Tim and I had put months of planning into our special day. We barely saw each other during the week–I worked at a Christian home for abused kids and Tim worked long shifts at a factory–so I was excited to finally have some time with him.
We hopped on our new, cherry red, Harley Softail, and headed out to a steakhouse to celebrate. I loved the feeling of the wind in my hair, my arms wrapped around Tim’s waist. Then came the sharp turn. The tires skidded on a patch of loose gravel. Tim lost control of the bike. I tumbled through the air… and everything went black.
I woke up with a broken back, four broken ribs, and a punctured lung. Tim needed surgery to put a plate in his head, and both his hands were in casts. The two of us would have to stay home from work for months.
God, I know I wanted more time with him, I thought, looking over at my husband, but this isn’t what I meant!
Our doctor came into the room, Tim’s chart in hand. “It will be a few weeks before we can get Tim scheduled for his surgery. But during his full body scan we saw a dark spot in his pancreas. I think we should get it tested.”
A dark spot? I wondered. Was he injured more than they thought? We quickly agreed to let the doctors look into it. They ran some tests. It was pancreatic carcinoma. Malignant.

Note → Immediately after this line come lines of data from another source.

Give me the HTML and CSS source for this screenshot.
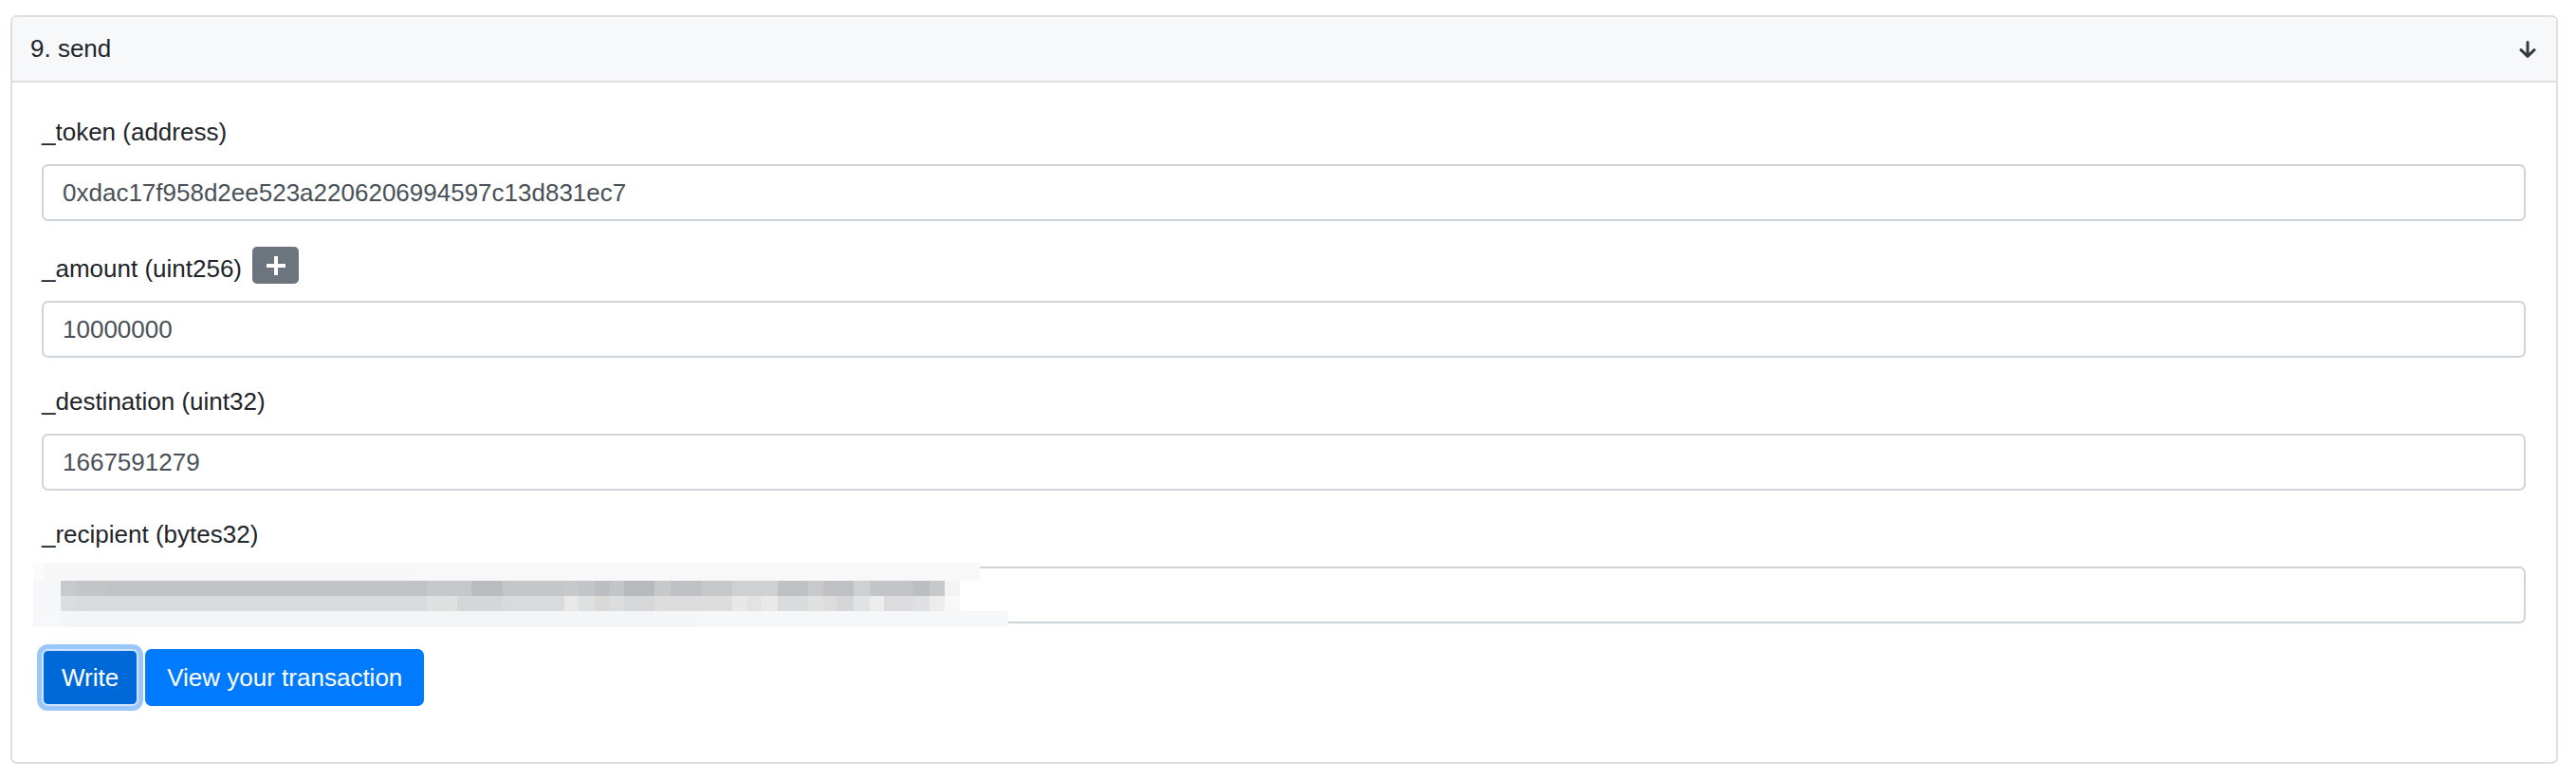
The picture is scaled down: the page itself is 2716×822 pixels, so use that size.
FILE: index.html
```html
<!DOCTYPE html>
<html lang="en">
<head>
<meta charset="utf-8">
<title>send</title>
<link rel="stylesheet" href="styles.css">
</head>
<body>
<div class="page">
  <div class="card">
    <div class="card-header">
      <span class="title">9. send</span>
      <svg class="arrow" width="18" height="18" viewBox="0 0 18 18" aria-hidden="true">
        <path d="M9 1.5V16.2M2 9.6L9 16.4L16 9.6" fill="none" stroke="#343a40" stroke-width="3" stroke-linecap="round" stroke-linejoin="round"/>
      </svg>
    </div>
    <div class="card-body">
      <div class="group">
        <label class="label">_token (address)</label>
        <input class="input" type="text" value="0xdac17f958d2ee523a2206206994597c13d831ec7">
      </div>
      <div class="group">
        <div class="label-row">
          <label class="label label-inline">_amount (uint256)</label>
          <button class="btn-plus" type="button" aria-label="add">
            <svg width="20" height="20" viewBox="0 0 20 20" aria-hidden="true">
              <path d="M10 1V19M1 10H19" fill="none" stroke="#ffffff" stroke-width="4" stroke-linecap="round"/>
            </svg>
          </button>
        </div>
        <input class="input" type="text" value="10000000">
      </div>
      <div class="group">
        <label class="label">_destination (uint32)</label>
        <input class="input" type="text" value="1667591279">
      </div>
      <div class="group">
        <label class="label">_recipient (bytes32)</label>
        <div class="field">
          <input class="input" type="text" value="">
          <div class="redact">
            <div class="r r-a"></div>
            <div class="r r-b"></div>
            <div class="r r-c"></div>
            <div class="r r-d"></div>
          </div>
        </div>
      </div>
      <div class="actions">
        <button class="btn btn-write" type="button">Write</button>
        <button class="btn btn-view" type="button">View your transaction</button>
      </div>
    </div>
  </div>
</div>
</body>
</html>
```
FILE: styles.css
```css
html, body {
  margin: 0;
  padding: 0;
  background: #ffffff;
}

body {
  font-family: "Liberation Sans", Helvetica, Arial, sans-serif;
  font-size: 26px;
  color: #212529;
}

.page {
  padding: 16px 19px 0 11px;
}

.card {
  border: 2px solid #dfdfdf;
  border-radius: 6.5px;
  background: #ffffff;
}

.card-header {
  display: flex;
  align-items: center;
  justify-content: space-between;
  padding: 14px 21px 14px 19px;
  line-height: 39px;
  background: #f7f8f9;
  border-bottom: 2px solid #dfdfdf;
  border-radius: 4.5px 4.5px 0 0;
}

.title {
  color: #212529;
}

.arrow {
  display: block;
}

.card-body {
  padding: 33px 32px 59px 31px;
}

.group {
  margin-bottom: 27px;
}

.label {
  display: block;
  line-height: 39px;
  margin-bottom: 14px;
  color: #212529;
}

.label-row {
  display: flex;
  align-items: flex-start;
  margin-bottom: 14px;
}

.label-inline {
  margin-bottom: 0;
  padding-top: 4px;
}

.btn-plus {
  margin-left: 11px;
  width: 49px;
  height: 39px;
  padding: 0;
  border: none;
  border-radius: 5px;
  background: #6c757d;
  display: flex;
  align-items: center;
  justify-content: center;
}

.btn-plus svg {
  display: block;
}

.input {
  display: block;
  box-sizing: border-box;
  width: 100%;
  height: 60px;
  margin: 0;
  padding: 0 20px;
  border: 2px solid #ced4da;
  border-radius: 6.5px;
  background: #ffffff;
  font-family: "Liberation Sans", Helvetica, Arial, sans-serif;
  font-size: 26px;
  color: #495057;
  outline: none;
}

.field {
  position: relative;
}

.redact {
  position: absolute;
  left: -9px;
  top: -4px;
  width: 1028px;
  height: 68px;
  display: flex;
  flex-direction: column;
}

.r {
  flex: none;
}

.r-a {
  height: 19px;
  width: 998px;
  background: linear-gradient(to right, #fafbfc 0 12px, #f7f7f7 12px 400px, #f8f8f8 400px 998px);
}

.r-b {
  height: 16px;
  width: 977px;
  background: linear-gradient(to right,
    #f6f7f8 0 29px,
    #c8c9cc 29px 45px,
    #c4c5c8 45px 62px,
    #c2c4c6 62px 78px,
    #c0c3c6 78px 415px,
    #c6c7ca 415px 462px,
    #b9bbbe 462px 495px,
    #c4c6c8 495px 560px,
    #c7c8ca 560px 575px,
    #c3c6c9 575px 592px,
    #bcbec1 592px 608px,
    #c2c5c8 608px 623px,
    #b7babd 623px 655px,
    #c7c8ca 655px 672px,
    #c0c1c4 672px 705px,
    #c6c7c9 705px 737px,
    #ced0d2 737px 785px,
    #bec1c4 785px 817px,
    #c8c9cb 817px 833px,
    #bfc0c3 833px 865px,
    #cfd0d2 865px 882px,
    #c3c4c7 882px 928px,
    #bcbfc1 928px 945px,
    #c6c8ca 945px 961px,
    #f3f3f3 961px 977px);
}

.r-c {
  height: 16px;
  width: 977px;
  background: linear-gradient(to right,
    #f6f7f8 0 29px,
    #dcdde0 29px 45px,
    #d9dadd 45px 62px,
    #dadbde 62px 415px,
    #dfe0e0 415px 447px,
    #d5d6d8 447px 495px,
    #d9dadc 495px 560px,
    #e8e8e9 560px 575px,
    #dfe0e1 575px 592px,
    #d9dad8 592px 608px,
    #dcdddf 608px 623px,
    #d6d7d8 623px 655px,
    #dcdddc 655px 737px,
    #e8e8e8 737px 752px,
    #e3e3e4 752px 768px,
    #e8e9e8 768px 785px,
    #dadbdd 785px 817px,
    #dfe0e0 817px 833px,
    #dcdcdd 833px 848px,
    #d5d6d8 848px 865px,
    #e1e2e3 865px 882px,
    #ececec 882px 897px,
    #dcdcde 897px 928px,
    #dfe0e1 928px 945px,
    #ececec 945px 961px,
    #f8f8f8 961px 977px);
}

.r-d {
  height: 17px;
  width: 1028px;
  background: linear-gradient(to right, #f7f8f9 0 30px, #f3f5f7 30px 700px, #f6f7f8 700px 1028px);
}

.actions {
  display: flex;
  gap: 7px;
}

.btn {
  box-sizing: border-box;
  height: 60px;
  margin: 0;
  border: 2px solid #007bff;
  border-radius: 6.5px;
  background: #007bff;
  color: #ffffff;
  font-family: "Liberation Sans", Helvetica, Arial, sans-serif;
  font-size: 26px;
  line-height: 1;
  cursor: pointer;
}

.btn-write {
  padding: 0 19px;
  background: #0069d9;
  border-color: #cfe3fc;
  box-shadow: 0 0 0 5px #99c7fc;
}

.btn-view {
  padding: 0 21px;
}
```
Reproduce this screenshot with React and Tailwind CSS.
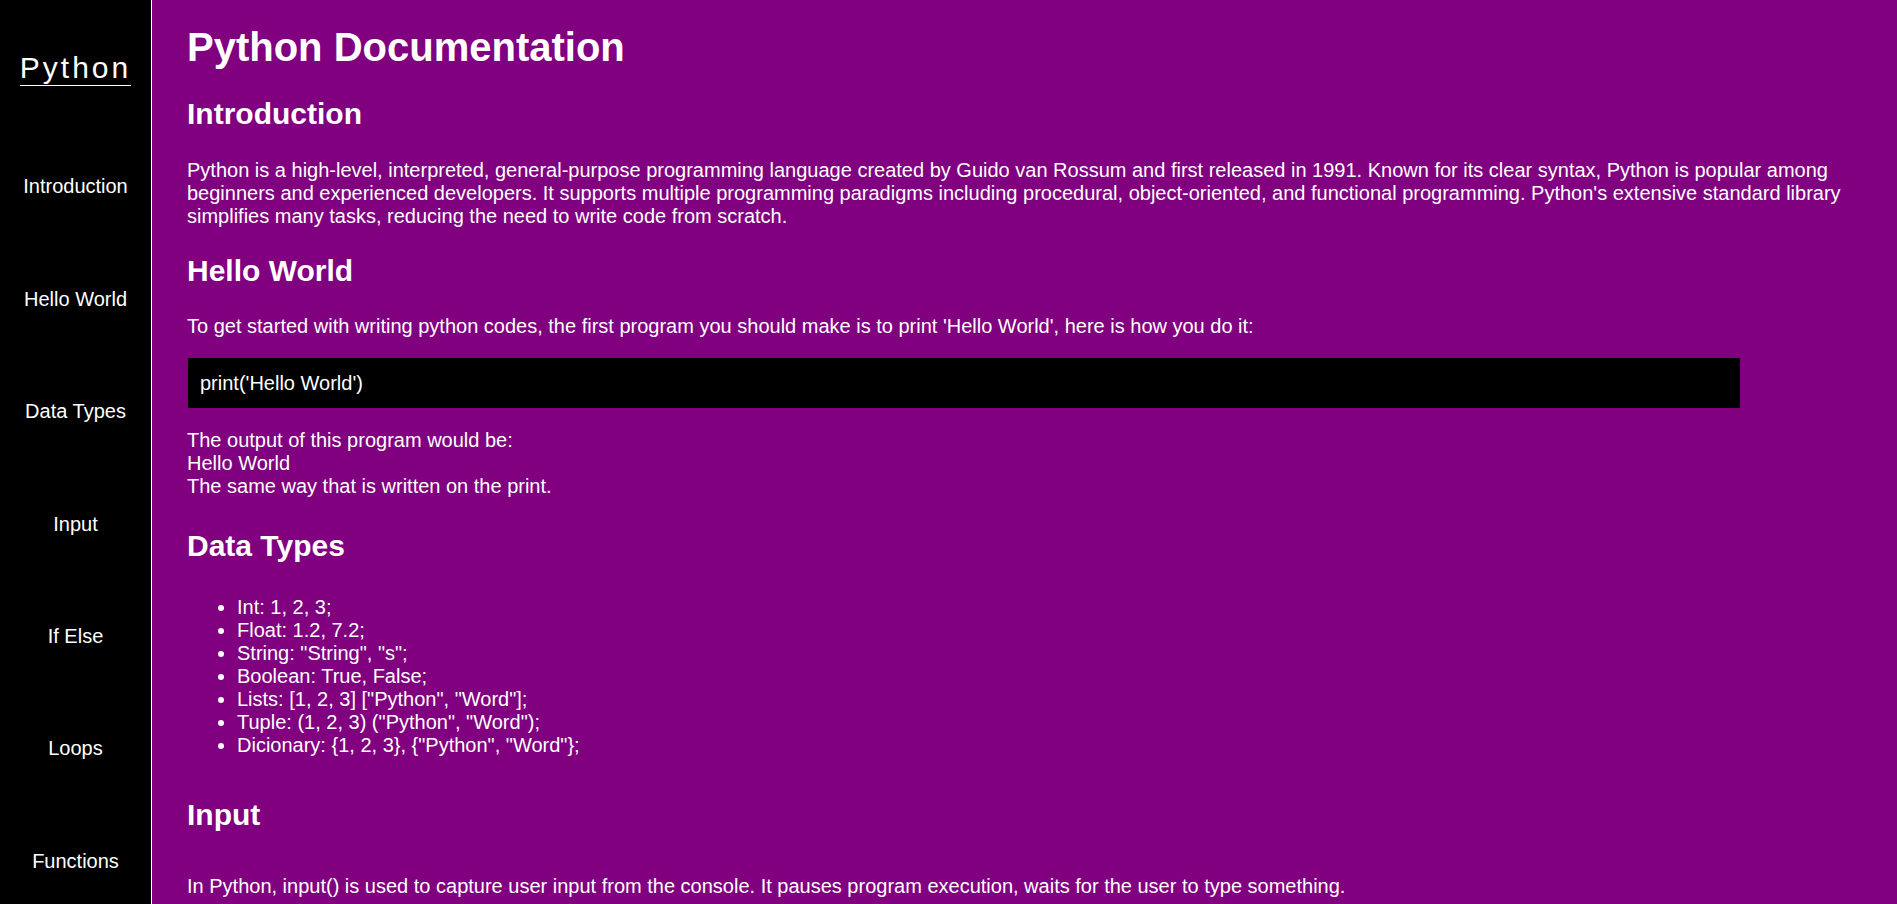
const navItems = ['Introduction', 'Hello World', 'Data Types', 'Input', 'If Else', 'Loops', 'Functions'];

const dataTypes = [
    'Int: 1, 2, 3;',
    'Float: 1.2, 7.2;',
    'String: "String", "s";',
    'Boolean: True, False;',
    'Lists: [1, 2, 3] ["Python", "Word"];',
    'Tuple: (1, 2, 3) ("Python", "Word");',
    'Dicionary: {1, 2, 3}, {"Python", "Word"};',
];

const App = () => {
    return (
        <div className="flex h-screen overflow-hidden font-['Liberation_Sans',Arial,sans-serif] text-white">
            {/* Sidebar */}
            <nav className="w-[152px] flex-shrink-0 bg-black border-r border-white flex flex-col items-center pt-[50px] gap-[89.4px]">
                <span className="inline-block text-[30px] leading-[35px] tracking-[3px] border-b border-white">Python</span>
                {navItems.map(item => (
                    <a key={item} href="#" className="block text-[20px] leading-[23px] text-white text-center">
                        {item}
                    </a>
                ))}
            </nav>

            {/* Main Content */}
            <main className="flex-1 bg-[#800080] pl-[35px] pr-[34px] pt-[24px] text-[20px] leading-[23px]">
                <h1 className="text-[40px] leading-[46px] font-bold">Python Documentation</h1>

                <h2 className="mt-[27px] text-[30px] leading-[34.5px] font-bold">Introduction</h2>
                <p className="mt-[27px]">
                    Python is a high-level, interpreted, general-purpose programming language created by Guido van Rossum and first released in 1991. Known for its clear syntax, Python is popular among beginners and experienced developers. It supports multiple programming paradigms including procedural, object-oriented, and functional programming. Python's extensive standard library simplifies many tasks, reducing the need to write code from scratch.
                </p>

                <h2 className="mt-[26px] text-[30px] leading-[34.5px] font-bold">Hello World</h2>
                <p className="mt-[27px]">
                    To get started with writing python codes, the first program you should make is to print 'Hello World', here is how you do it:
                </p>
                <div className="mt-[20px] ml-[1px] w-[1552px] bg-black px-[12px] py-[13.5px]">print('Hello World')</div>
                <p className="mt-[21px]">
                    The output of this program would be:
                    <br />
                    Hello World
                    <br />
                    The same way that is written on the print.
                </p>

                <h2 className="mt-[31px] text-[30px] leading-[34.5px] font-bold">Data Types</h2>
                <ul className="mt-[32px] list-disc pl-[50px]">
                    {dataTypes.map(t => (
                        <li key={t}>{t}</li>
                    ))}
                </ul>

                <h2 className="mt-[41px] text-[30px] leading-[34.5px] font-bold">Input</h2>
                <p className="mt-[43px]">
                    In Python, input() is used to capture user input from the console. It pauses program execution, waits for the user to type something.
                </p>
            </main>
        </div>
    );
};

export default App;
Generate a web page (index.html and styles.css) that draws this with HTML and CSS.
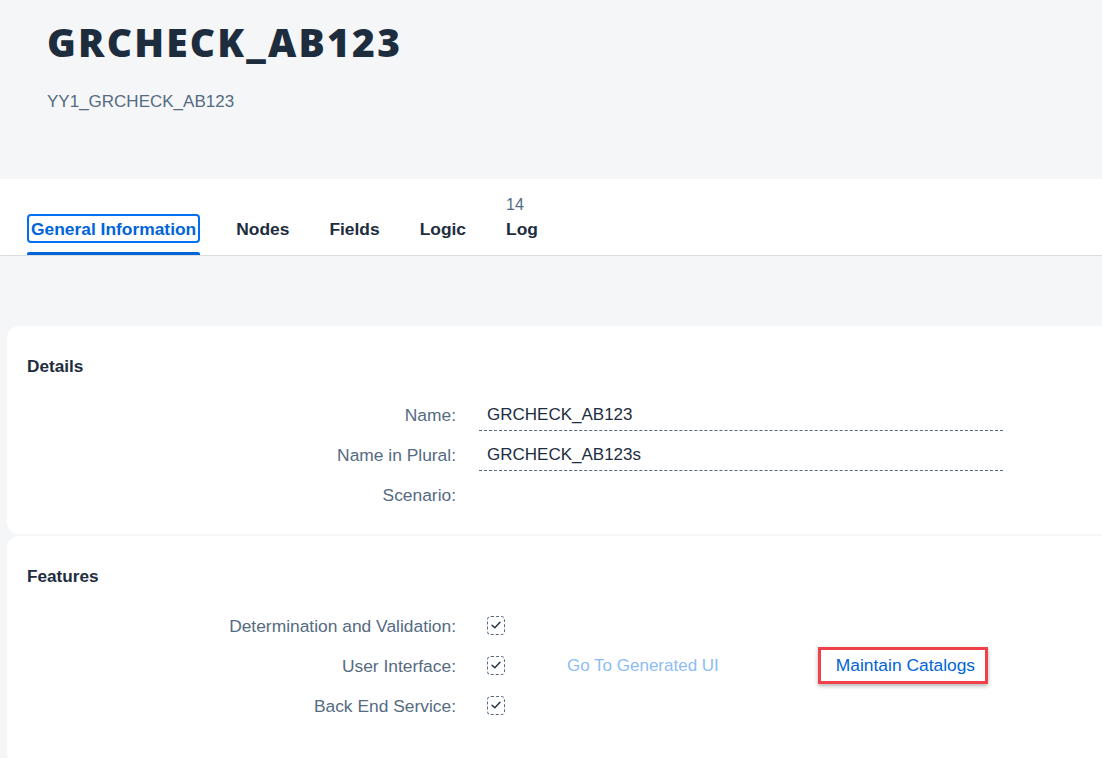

Tim and I were shocked. Cancer? How could he be that sick without us knowing? The doctors removed the tumor a few weeks later, after he’d begun to recover from the accident, and scheduled him for chemotherapy and radiation treatments. “It’s a good thing we caught it now, before it was too late,” Tim’s oncologist said.
I ended up getting a lot more time to spend with Tim than a few months off work. 14 years, to be exact. Thanks to an accident that saved his life.